I also have another rule whenever I return to an area I’ve visited before: I must go somewhere new to me in that area every day.
It takes years to really get to know somewhere. Heck, only last week, I walked along a footpath in my hometown I’d never walked before. I’ve only lived here for twenty-eight years.
One such discovery happened recently on a return visit to Pembrokeshire. This idyllic Welsh county is home to the UK’s only truly coastal national park. And the coastline is spectacular.
But it made me wonder what I was missing inland. As I researched online, I came across the Cilwendeg Shell House near Boncath.

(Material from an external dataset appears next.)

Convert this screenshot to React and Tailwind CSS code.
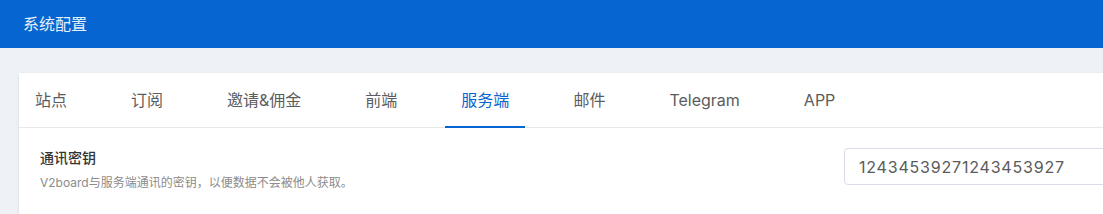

I can’t remember how many times I’ve driven through Boncath, yet I’d seen no tourist signs pointing to this. Booking had to be made online, and once paid, I received instructions by email on how to get there, where to park, and the code to access the key to get in.
I’ll let the photos do the talking, for I was speechless when I got there. And because there were no tourist signs, I had the place to myself for the two hours I was there.
This is why returning is so important. As explains in Returning to Sin City, every time we return somewhere, we return as a different person. Similarly, shows in his After the Storm that the landscape we know so well is always changing, and sometimes drastically.
So yes, when it comes to travel, I’m definitely a ‘returner’. This is not the same as the nostalgic advice to “Never go back,” because nothing will be exactly the same. And that’s precisely the point of why we should return to places.
Every return trip is the start of a brand new travel experience.